Behold the Lamb of God


St. John the Baptist called Jesus "The Lamb of God who takes away the sins of the world" (John 1:29), foreshadowing the Agnus Dei sung at every Mass.  Although this Ordinary of the Mass is not changed in the new translations, the prayers by the priest and people which directly precede the Lamb of God are indeed more true to the ancient texts and in line with Sacred Scripture.


In Leviticus we read about the Old Testament holocaust or burnt offering, and the offering of guilt, sin, peace and bread, all of which are in present in our Liturgy of the Eucharist.  The burnt offering is of an unblemished male lamb, for Christians again pointing to Jesus and symbolizing total surrender to God.  The other offerings involve restoring the covenant with God through the use of an animal, food and drink as atonement and forgiveness of sin.  This atonement is an important element which we can learn greatly from our Jewish ancestry.  The offering and sacrifice of our lives, our joys and sorrows, goodness and sinfulness, should be given in fullness as an oblation to the Lord.  Our gifts, indeed our very selves, need purification in order to worthily enter the courts of the Lord.  The Lamb is this very atonement and symbol of conversion, not only in Jesus’ suffering and death, but also His life, both on earth and in Heaven.


The Book of Revelations alone contains more than 36 references to the Lamb, calling to mind Christ's passion and death in expiation for our sins, but also pointing to the Eternal Banquet of the Lamb in Heaven.  The Mass is a foretaste of this Heavenly Liturgy, for “Worthy is the Lamb that was slain to receive power and riches, wisdom and strength, honor and glory and blessing!”(5:12).

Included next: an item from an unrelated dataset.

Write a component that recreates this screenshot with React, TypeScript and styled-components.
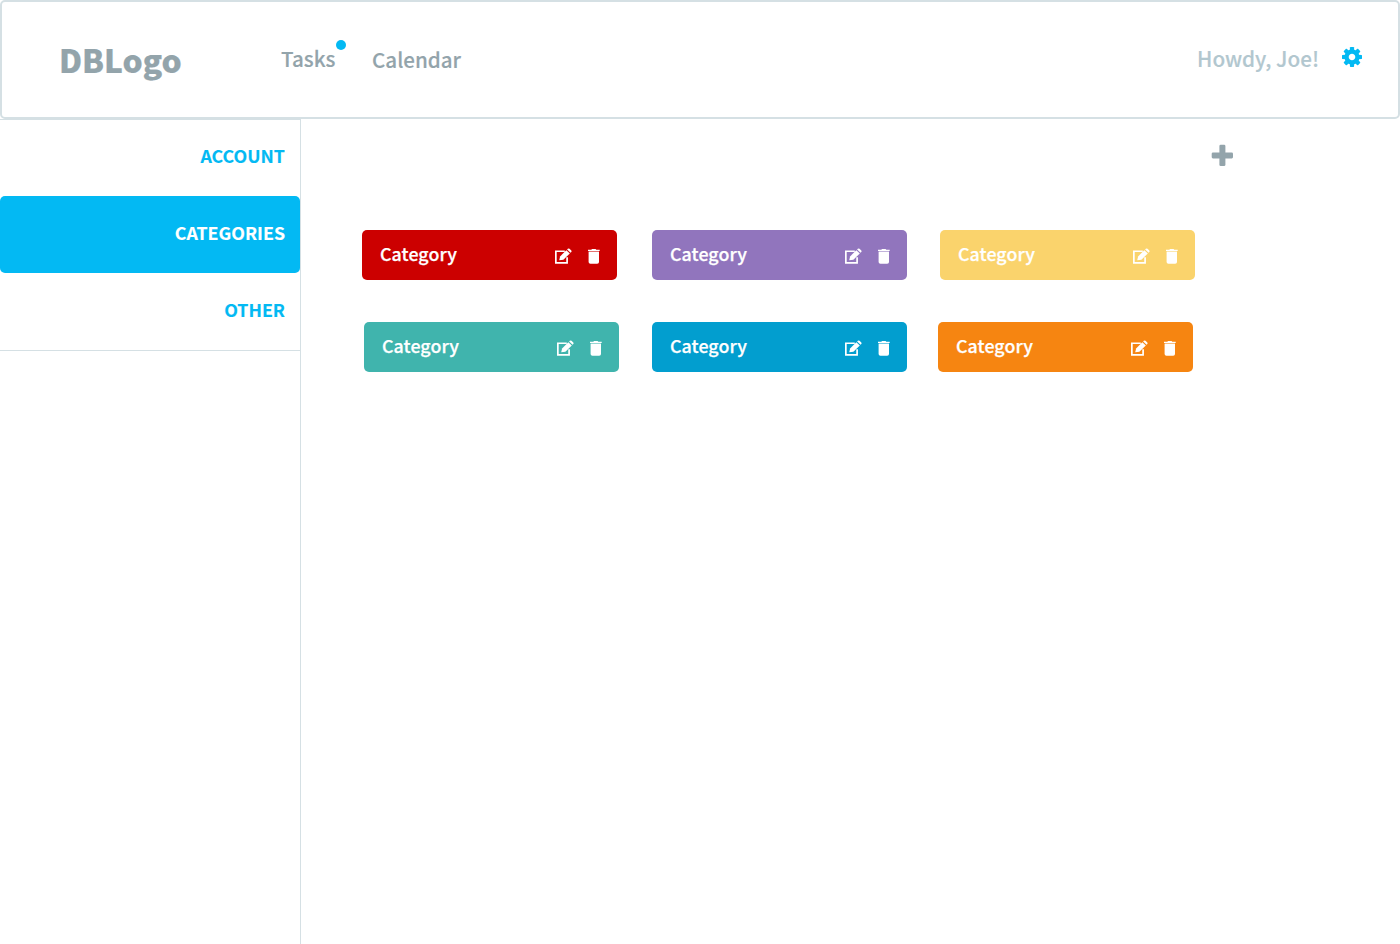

At Mass there are numerous references to the Lamb of God: specifically in the Gloria, the physical offering of the gifts, the kiss and sign of peace, and the Communion rite itself.  The texts directly preceding Communion are some of the most important changes in the new translation.  The priest, after making his own private preparation in prayer, faces the people and presents the consecrated Host, the Body and Blood of Christ, saying:  “Ecce Agnus Dei…”, now translated “Behold the Lamb of God…”.  Behold is the literal translation also invoking wonderment and awe, as opposed to “This is” merely a statement.  Later, the pronoun ‘his’ is also replaced by the proper reference to the supper of the Lamb.




Our response to St. John’s statement is worthy of deep meditation, as this moment is our very source and summit of the Holy Mass.  In the eighth chapter of his Gospel, St. Matthew recounts Jesus’ Sermon on the Mount and the many miracles which followed.  One of which involved a centurion from Capernaum and his paralyzed servant. 


Jesus said to him, "I will come and cure him."

The centurion said in reply, "Lord, I am not worthy to have you enter under my roof;

only say the word and my servant will be healed. For I too am a person subject to authority,
with soldiers subject to me. And I say to one, 'Go,' and he goes; and to another,
'Come here,' and he comes; and to my slave, 'Do this,' and he does it."

When Jesus heard this, he was amazed and said to those following him,
"Amen, I say to you, in no one in Israel have I found such faith.
I say to you, many will come from the east and the west, and will recline
with Abraham, Isaac, and Jacob at the banquet in the kingdom of heaven,
but the children of the kingdom will be driven out into the outer darkness,
where there will be wailing and grinding of teeth."

And Jesus said to the centurion, "You may go; as you have believed,
let it be done for you." And at that very hour (his) servant was healed.
  (Mt 8:7-13)


The centurion, in a deep expression of faith, asks Jesus to heal his servant on the strength of Christ’s authority.  This is an amazing parallel to the Mass, as we ask Jesus to heal our soul and save us from the eternal punishment of Hell.  It is more than the present-day healing of mind and body, it is a transformation of the soul for all eternity, if we remain in Christ in thought, deed, and word.  Jesus’ Body, Blood, Soul, and Divinity given to us in the Most Holy Eucharist is a pledge of the glory to come.  We strike our breast in unworthiness, daily asking our Lord to cleanse our souls in hope to share in His glory, when every tear shall be wiped away.  In a similar way, we ask our Blessed Mother in the Salve Regina:  “to Thee do we send up our sighs, mourning and weeping in this valley of tears…that we may be made worthy of the promises of Christ.”


Conversion is a necessary theme for our lives, as we know none of us are truly worthy of Heaven.  We need a renewed outlook and sometimes a different way of praying.  The Truth is always constant, yet our vision needs focus.  This new translation—in essence the entire new Edition of the Roman Missal—guides us with greater clarity along our constant road of conversion.  As St. Augustine said:  “The same truths are spoken in new waysgiving us the opportunity to find delicious new flavors in what we already know, and enticing us to listen to them again with delight; for when the idiom is diversified, the ancient truth seems ever new as it is presented differently.”